DO “JUDEU”

Antônio José da Silva, O Judeu, era brasileiro, mas mudou-se para Portugal ainda menino. Formou-se em cânones em Coimbra, e foi autor de inúmeras comédias, onde se destacam os diálogos amalucados. Na sua mais famosa peça, Guerras do Alecrim e da Mangerona, há esta famosa cena, em que o médico charlatão, Semicúpio, examina o rústico, D. Tibúrcio; assistido pela tia do paciente, D. Lancelote.

D. Tib. – Ai minha barriga, que morro! Acuda-me, senhor doutor!

Semic. – Agora vou a isso. Ora diga-me. O que lhe dói?

D. Tib. – Tenho na barriga umas dores mui finas.

Semic. – Logo as engrossaremos. E tem o ventre túmido, inchado e pululante?

D. Tib. – Alguma coisa.

Semic. – Vossa mercê é casada ou solteira?

D. Tib. – Por que, senhor doutor?

Semic. – Porque os sinais são de prenhe.

D. Lan. – Não, senhor, que meu sobrinho é macho.*

Semic. – Dianteiro ou traseiro.

D. Lan – Ui, senhor doutor.
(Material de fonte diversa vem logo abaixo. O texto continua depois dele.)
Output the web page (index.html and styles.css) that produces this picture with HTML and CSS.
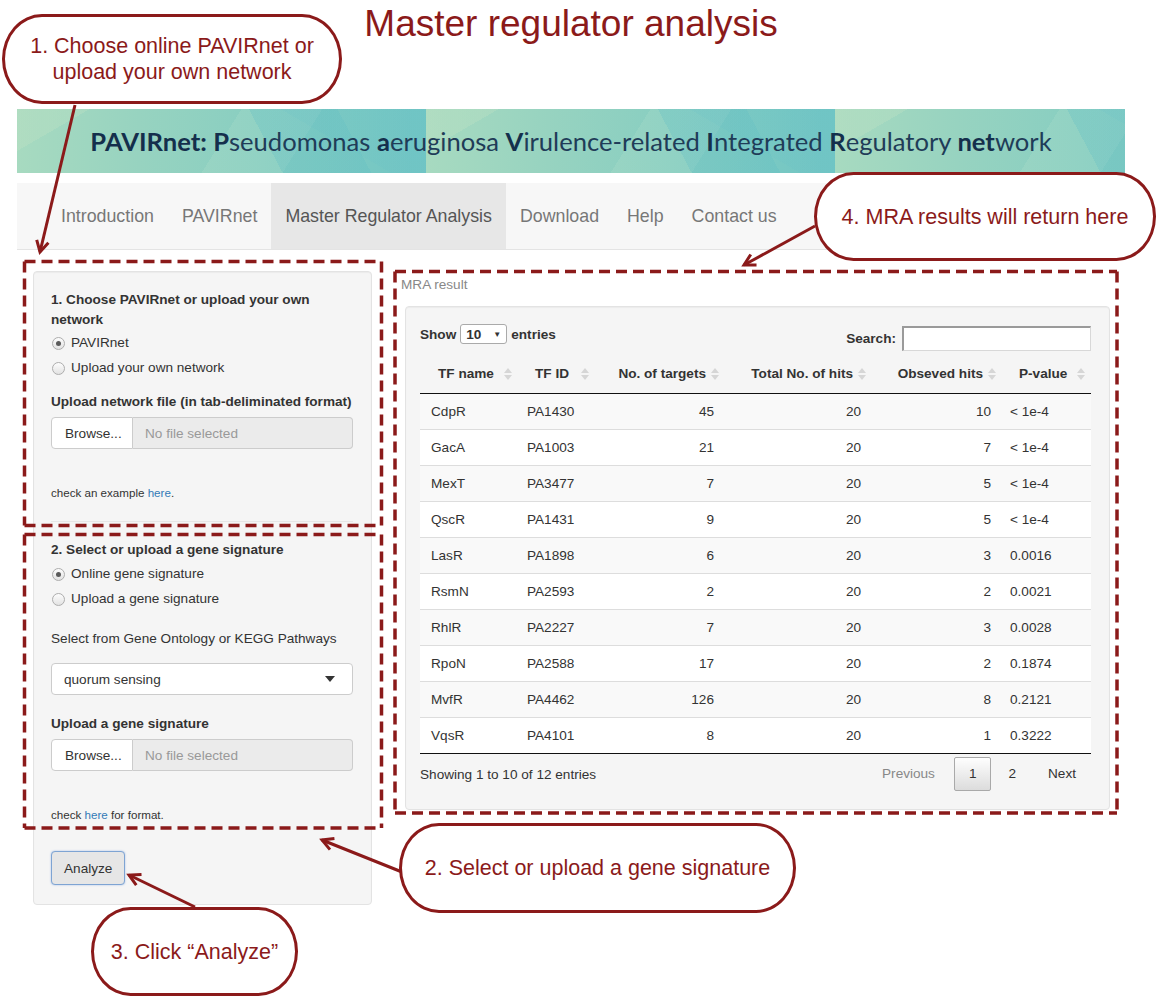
FILE: index.html
```html
<!DOCTYPE html>
<html lang="en">
<head>
<meta charset="utf-8">
<title>Master regulator analysis</title>
<link rel="stylesheet" href="styles.css">
</head>
<body>
<div class="page">
  <div class="container">
    <h1 class="title">Master regulator analysis</h1>
    <div class="banner">
      <p class="banner-text"><b>PAVIRnet: P</b>seudomonas <b>a</b>eruginosa <b>V</b>irulence-related <b>I</b>ntegrated <b>R</b>egulatory <b>net</b>work</p>
    </div>
    <nav class="navbar">
      <ul class="nav">
        <li>Introduction</li>
        <li>PAVIRnet</li>
        <li class="active">Master Regulator Analysis</li>
        <li>Download</li>
        <li>Help</li>
        <li>Contact us</li>
      </ul>
    </nav>
    <div class="main">
      <aside class="well sidebar">
        <p class="sec-title">1. Choose PAVIRnet or upload your own network</p>
        <div class="radios">
          <div class="radio"><span class="radio-dot on"></span><span>PAVIRnet</span></div>
          <div class="radio"><span class="radio-dot"></span><span>Upload your own network</span></div>
        </div>
        <div class="field-label">Upload network file (in tab-deliminated format)</div>
        <div class="file"><span class="file-btn">Browse...</span><span class="file-name">No file selected</span></div>
        <div class="note">check an example <a>here</a>.</div>
        <hr class="sep">
        <p class="sec-title second">2. Select or upload a gene signature</p>
        <div class="radios r2">
          <div class="radio"><span class="radio-dot on"></span><span>Online gene signature</span></div>
          <div class="radio"><span class="radio-dot"></span><span>Upload a gene signature</span></div>
        </div>
        <div class="plain-label">Select from Gene Ontology or KEGG Pathways</div>
        <div class="select"><span>quorum sensing</span><span class="caret"></span></div>
        <div class="field-label f2">Upload a gene signature</div>
        <div class="file"><span class="file-btn">Browse...</span><span class="file-name">No file selected</span></div>
        <div class="note">check <a>here</a> for format.</div>
        <button class="btn-analyze">Analyze</button>
      </aside>
      <section class="results">
        <div class="res-label">MRA result</div>
        <div class="well dt">
          <div class="dt-top">
            <div class="len">Show <span class="len-sel"><span>10</span><span class="mini-caret">&#9660;</span></span> entries</div>
            <div class="search">Search: <span class="search-input"></span></div>
          </div>
          <table class="grid">
            <colgroup><col class="w1"><col class="w2"><col class="w3"><col class="w4"><col class="w5"><col class="w6"></colgroup>
            <thead>
              <tr>
                <th class="l"><div class="th"><span>TF name</span><svg class="sort" width="8" height="14" viewBox="0 0 8 14"><path d="M0 6 4 1 8 6z M0 8 4 13 8 8z"/></svg></div></th>
                <th class="l"><div class="th"><span>TF ID</span><svg class="sort" width="8" height="14" viewBox="0 0 8 14"><path d="M0 6 4 1 8 6z M0 8 4 13 8 8z"/></svg></div></th>
                <th class="r"><div class="th"><span>No. of targets</span><svg class="sort" width="8" height="14" viewBox="0 0 8 14"><path d="M0 6 4 1 8 6z M0 8 4 13 8 8z"/></svg></div></th>
                <th class="r"><div class="th"><span>Total No. of hits</span><svg class="sort" width="8" height="14" viewBox="0 0 8 14"><path d="M0 6 4 1 8 6z M0 8 4 13 8 8z"/></svg></div></th>
                <th class="r"><div class="th"><span>Obseved hits</span><svg class="sort" width="8" height="14" viewBox="0 0 8 14"><path d="M0 6 4 1 8 6z M0 8 4 13 8 8z"/></svg></div></th>
                <th class="l last"><div class="th"><span>P-value</span><svg class="sort" width="8" height="14" viewBox="0 0 8 14"><path d="M0 6 4 1 8 6z M0 8 4 13 8 8z"/></svg></div></th>
              </tr>
            </thead>
            <tbody>
              <tr><td class="c1">CdpR</td><td>PA1430</td><td class="r">45</td><td class="r">20</td><td class="r">10</td><td class="c6">&lt; 1e-4</td></tr>
              <tr><td class="c1">GacA</td><td>PA1003</td><td class="r">21</td><td class="r">20</td><td class="r">7</td><td class="c6">&lt; 1e-4</td></tr>
              <tr><td class="c1">MexT</td><td>PA3477</td><td class="r">7</td><td class="r">20</td><td class="r">5</td><td class="c6">&lt; 1e-4</td></tr>
              <tr><td class="c1">QscR</td><td>PA1431</td><td class="r">9</td><td class="r">20</td><td class="r">5</td><td class="c6">&lt; 1e-4</td></tr>
              <tr><td class="c1">LasR</td><td>PA1898</td><td class="r">6</td><td class="r">20</td><td class="r">3</td><td class="c6">0.0016</td></tr>
              <tr><td class="c1">RsmN</td><td>PA2593</td><td class="r">2</td><td class="r">20</td><td class="r">2</td><td class="c6">0.0021</td></tr>
              <tr><td class="c1">RhlR</td><td>PA2227</td><td class="r">7</td><td class="r">20</td><td class="r">3</td><td class="c6">0.0028</td></tr>
              <tr><td class="c1">RpoN</td><td>PA2588</td><td class="r">17</td><td class="r">20</td><td class="r">2</td><td class="c6">0.1874</td></tr>
              <tr><td class="c1">MvfR</td><td>PA4462</td><td class="r">126</td><td class="r">20</td><td class="r">8</td><td class="c6">0.2121</td></tr>
              <tr><td class="c1">VqsR</td><td>PA4101</td><td class="r">8</td><td class="r">20</td><td class="r">1</td><td class="c6">0.3222</td></tr>
            </tbody>
          </table>
          <div class="dt-foot">
            <div class="info">Showing 1 to 10 of 12 entries</div>
            <div class="pager">
              <span class="pg disabled">Previous</span>
              <span class="pg current">1</span>
              <span class="pg">2</span>
              <span class="pg">Next</span>
            </div>
          </div>
        </div>
      </section>
    </div>
  </div>

  <svg class="annot" width="1156" height="998" viewBox="0 0 1156 998">
    <defs>
      <marker id="ah" markerUnits="userSpaceOnUse" markerWidth="16" markerHeight="16" viewBox="0 0 16 16" refX="13" refY="8" orient="auto">
        <path d="M2 2 L13 8 L2 14" fill="none" stroke="#8b1a1a" stroke-width="3" stroke-linejoin="miter"/>
      </marker>
    </defs>
    <g class="dash">
      <line x1="24.5" y1="261.5" x2="381.5" y2="261.5"/>
      <line x1="381.5" y1="261.5" x2="381.5" y2="525.5"/>
      <line x1="24.5" y1="525.5" x2="381.5" y2="525.5"/>
      <line x1="24.5" y1="261.5" x2="24.5" y2="525.5"/>

      <line x1="24.5" y1="534.5" x2="381.5" y2="534.5"/>
      <line x1="381.5" y1="534.5" x2="381.5" y2="828"/>
      <line x1="24.5" y1="828" x2="381.5" y2="828"/>
      <line x1="24.5" y1="534.5" x2="24.5" y2="828"/>

      <line x1="395" y1="271.5" x2="1117" y2="271.5"/>
      <line x1="1117" y1="271.5" x2="1117" y2="813"/>
      <line x1="395" y1="813" x2="1117" y2="813"/>
      <line x1="395" y1="271.5" x2="395" y2="813"/>
    </g>
    <g class="arrows">
      <line x1="75" y1="105" x2="40" y2="252" marker-end="url(#ah)"/>
      <line x1="815" y1="226" x2="744" y2="265" marker-end="url(#ah)"/>
      <line x1="402" y1="872" x2="322" y2="840" marker-end="url(#ah)"/>
      <line x1="195" y1="907" x2="129" y2="875" marker-end="url(#ah)"/>
    </g>
  </svg>

  <div class="callout co1">1. Choose online PAVIRnet or<br>upload your own network</div>
  <div class="callout co4">4. MRA results will return here</div>
  <div class="callout co2">2. Select or upload a gene signature</div>
  <div class="callout co3">3. Click “Analyze”</div>
</div>
</body>
</html>
```

FILE: styles.css
```css
html, body {
  margin: 0;
  padding: 0;
  background: #fff;
}

body {
  font-family: "Liberation Sans", Arial, sans-serif;
  font-size: 13.6px;
  color: #333;
}

.page {
  position: relative;
  width: 1156px;
  height: 998px;
  overflow: hidden;
}

.container {
  margin: 0 31px 0 17px;
}

.title {
  margin: 0;
  padding-top: 2px;
  height: 44px;
  line-height: 44px;
  font-size: 37px;
  font-weight: normal;
  color: #8b1a1a;
  text-align: center;
}

/* ---------- banner ---------- */
.banner {
  margin-top: 63px;
  height: 64px;
  display: flex;
  align-items: center;
  justify-content: center;
  background-color: #8fd0c0;
  background-image:
    linear-gradient(62deg, transparent 60%, rgba(98, 190, 196, 0.3) 60%, rgba(98, 190, 196, 0.3) 80%, transparent 80%),
    linear-gradient(-58deg, transparent 32%, rgba(255, 255, 225, 0.08) 32%, rgba(255, 255, 225, 0.08) 50%, transparent 50%),
    linear-gradient(150deg, rgba(196, 228, 196, 0.3) 0, rgba(196, 228, 196, 0.3) 14%, transparent 14%),
    linear-gradient(30deg, transparent 72%, rgba(108, 194, 198, 0.25) 72%),
    linear-gradient(90deg, #a7dac0 0%, #97d3c0 30%, #88cec1 60%, #70c5c4 100%);
  background-size: 409px 64px;
  background-repeat: repeat-x;
}

.banner-text {
  margin: 0;
  font-family: Lato, "Open Sans", sans-serif;
  font-size: 25.6px;
  color: #1f3c58;
  white-space: nowrap;
}

.banner-text b {
  font-weight: bold;
  color: #142f4c;
}

/* ---------- navbar ---------- */
.navbar {
  margin-top: 10px;
  height: 66px;
  background: #f7f7f7;
  border-bottom: 1px solid #e4e4e4;
}

.nav {
  list-style: none;
  margin: 0;
  padding: 0 0 0 30px;
  display: flex;
  height: 100%;
}

.nav li {
  display: flex;
  align-items: center;
  padding: 0 14px;
  font-size: 17.8px;
  color: #777;
}

.nav li.active {
  background: #e7e7e7;
  color: #555;
}

/* ---------- main ---------- */
.main {
  display: flex;
  align-items: flex-start;
  margin-top: 21px;
}

.well {
  background: #f5f5f5;
  border: 1px solid #e3e3e3;
  border-radius: 4px;
  box-shadow: inset 0 1px 1px rgba(0, 0, 0, 0.04);
}

.sidebar {
  margin-left: 16px;
  width: 339px;
  box-sizing: border-box;
  padding: 18px 18px 19px 17px;
}

.sec-title {
  margin: 0;
  font-weight: bold;
  line-height: 20px;
}

.sec-title.second {
  margin-top: 18px;
}

.radios {
  margin-top: 3px;
  display: flex;
  flex-direction: column;
  gap: 5px;
}

.radios.r2 {
  margin-top: 4px;
}

.radio {
  display: flex;
  align-items: center;
  gap: 6px;
  line-height: 20px;
}

.radio-dot {
  width: 13px;
  height: 13px;
  box-sizing: border-box;
  margin-left: 1px;
  border: 1px solid #adadad;
  border-radius: 50%;
  background: linear-gradient(#fdfdfd, #e2e2e2);
  display: flex;
  align-items: center;
  justify-content: center;
}

.radio-dot.on::after {
  content: "";
  width: 5px;
  height: 5px;
  border-radius: 50%;
  background: #5a5a5a;
}

.field-label {
  margin-top: 14px;
  font-weight: bold;
  line-height: 20px;
}

.field-label.f2 {
  margin-top: 19px;
}

.file {
  display: flex;
  height: 32px;
  margin-top: 5px;
}

.file-btn {
  width: 82px;
  box-sizing: border-box;
  padding-left: 13px;
  display: flex;
  align-items: center;
  background: #fff;
  border: 1px solid #ccc;
  border-radius: 4px 0 0 4px;
  color: #333;
}

.file-name {
  flex: 1;
  box-sizing: border-box;
  padding-left: 12px;
  display: flex;
  align-items: center;
  background: #ebebeb;
  border: 1px solid #ccc;
  border-left: none;
  border-radius: 0 4px 4px 0;
  color: #999;
}

.note {
  margin-top: 36px;
  font-size: 11.6px;
  line-height: 16px;
}

.note a {
  color: #337ab7;
}

.sep {
  margin: 20px 0 0;
  border: 0;
  border-top: 1px solid #e6e6e6;
  height: 0;
}

.plain-label {
  margin-top: 20px;
  line-height: 20px;
}

.select {
  margin-top: 14px;
  height: 32px;
  box-sizing: border-box;
  padding: 0 17px 0 12px;
  display: flex;
  align-items: center;
  justify-content: space-between;
  background: #fff;
  border: 1px solid #ccc;
  border-radius: 4px;
}

.caret {
  width: 0;
  height: 0;
  border-left: 5px solid transparent;
  border-right: 5px solid transparent;
  border-top: 6px solid #333;
}

.btn-analyze {
  display: block;
  margin-top: 28px;
  height: 34px;
  padding: 0 12px;
  font: inherit;
  color: #333;
  background: #e6e6e6;
  border: 1px solid #7ea4d3;
  border-radius: 4px;
  box-shadow: 0 0 2px rgba(102, 150, 220, 0.6);
}

/* ---------- results ---------- */
.results {
  margin-left: 29px;
  width: 709px;
  padding-top: 6px;
}

.res-label {
  line-height: 16px;
  color: #888;
}

.dt {
  margin-top: 13px;
  margin-left: 4px;
  width: 705px;
  box-sizing: border-box;
  padding: 17px 18px 18px 14px;
}

.dt-top {
  display: flex;
  justify-content: space-between;
  align-items: center;
  height: 26px;
}

.len {
  align-self: flex-start;
  display: flex;
  align-items: center;
  gap: 4px;
  font-weight: bold;
  height: 20px;
}

.len-sel {
  width: 47px;
  height: 20px;
  box-sizing: border-box;
  padding: 0 5px;
  display: flex;
  align-items: center;
  justify-content: space-between;
  background: #fff;
  border: 1px solid #aaa;
  border-radius: 3px;
}

.mini-caret {
  font-size: 8px;
  color: #333;
}

.search {
  display: flex;
  align-items: center;
  gap: 6px;
  font-weight: bold;
  padding-top: 2px;
}

.search-input {
  width: 189px;
  height: 25px;
  box-sizing: border-box;
  background: #fff;
  border-style: solid;
  border-width: 2px 1px 1px 2px;
  border-color: #9a9a9a #d8d8d8 #d8d8d8 #9a9a9a;
}

.grid {
  margin-top: 5px;
  width: 671px;
  table-layout: fixed;
  border-collapse: separate;
  border-spacing: 0;
}

.w1 { width: 97px; }
.w2 { width: 77px; }
.w3 { width: 130px; }
.w4 { width: 147px; }
.w5 { width: 130px; }
.w6 { width: 90px; }

.grid th {
  padding: 9px 5px 9px 18px;
  line-height: 20px;
  text-align: left;
  font-weight: bold;
  border-bottom: 1px solid #111;
  white-space: nowrap;
}

.grid th.last {
  padding-right: 6px;
}

.th {
  display: flex;
  align-items: center;
  justify-content: space-between;
}

.grid th.r .th {
  justify-content: flex-end;
  gap: 5px;
}

.sort {
  fill: #d6d6d6;
  flex: none;
}

.grid td {
  padding: 8px 10px;
  line-height: 19px;
  border-bottom: 1px solid #ddd;
  white-space: nowrap;
}

.grid td.c1 {
  padding-left: 11px;
}

.grid td.c6 {
  padding-left: 9px;
}

.grid td.r {
  text-align: right;
}

.grid tbody tr:nth-child(odd) td {
  background: #f9f9f9;
}

.grid tbody tr:nth-child(even) td {
  background: #fff;
}

.grid tbody tr:last-child td {
  border-bottom-color: #111;
}

.dt-foot {
  margin-top: 3px;
  height: 34px;
  display: flex;
  justify-content: space-between;
  align-items: center;
}

.pager {
  display: flex;
}

.pg {
  height: 34px;
  box-sizing: border-box;
  margin-left: 2px;
  padding: 0 14px;
  line-height: 32px;
  border: 1px solid transparent;
  border-radius: 2px;
  color: #333;
}

.pg.disabled {
  color: #888;
  padding-right: 16px;
}

.pg.current {
  border-color: #a9a9a9;
  background: linear-gradient(#fefefe, #dcdcdc);
}

/* ---------- annotations ---------- */
.annot {
  position: absolute;
  left: 0;
  top: 0;
  pointer-events: none;
}

.dash line {
  stroke: #8b1a1a;
  stroke-width: 3.5;
  stroke-dasharray: 11 6;
}

.arrows line {
  stroke: #8b1a1a;
  stroke-width: 3;
}

.callout {
  position: absolute;
  box-sizing: border-box;
  display: flex;
  align-items: center;
  justify-content: center;
  text-align: center;
  background: #fff;
  border: 3px solid #8b1a1a;
  border-radius: 40px / 45px;
  color: #8b1a1a;
  font-size: 21.5px;
  line-height: 26px;
  white-space: nowrap;
}

.co1 { left: 2px;   top: 14px;  width: 340px; height: 90px; }
.co4 { left: 814px; top: 172px; width: 342px; height: 89px; }
.co2 { left: 399px; top: 823px; width: 397px; height: 90px; }
.co3 { left: 91px;  top: 907px; width: 207px; height: 89px; }
```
Digo que meu sobrinho é varão.**

Semic. – De aço ou de ferro?

D. Lan. – É homem, não entende?

Semic. – Ora acabe com isso. Eis aqui, como, por falta de informação, morrem os doentes. Pois se eu não especulara isso com miudeza, entendendo que era macho*, lhe aplicara uns cravos. E se fosse varão**, umas limas. (…)

D. Lan. – Eis aqui como gosto de ver os médicos. Assim especulativos.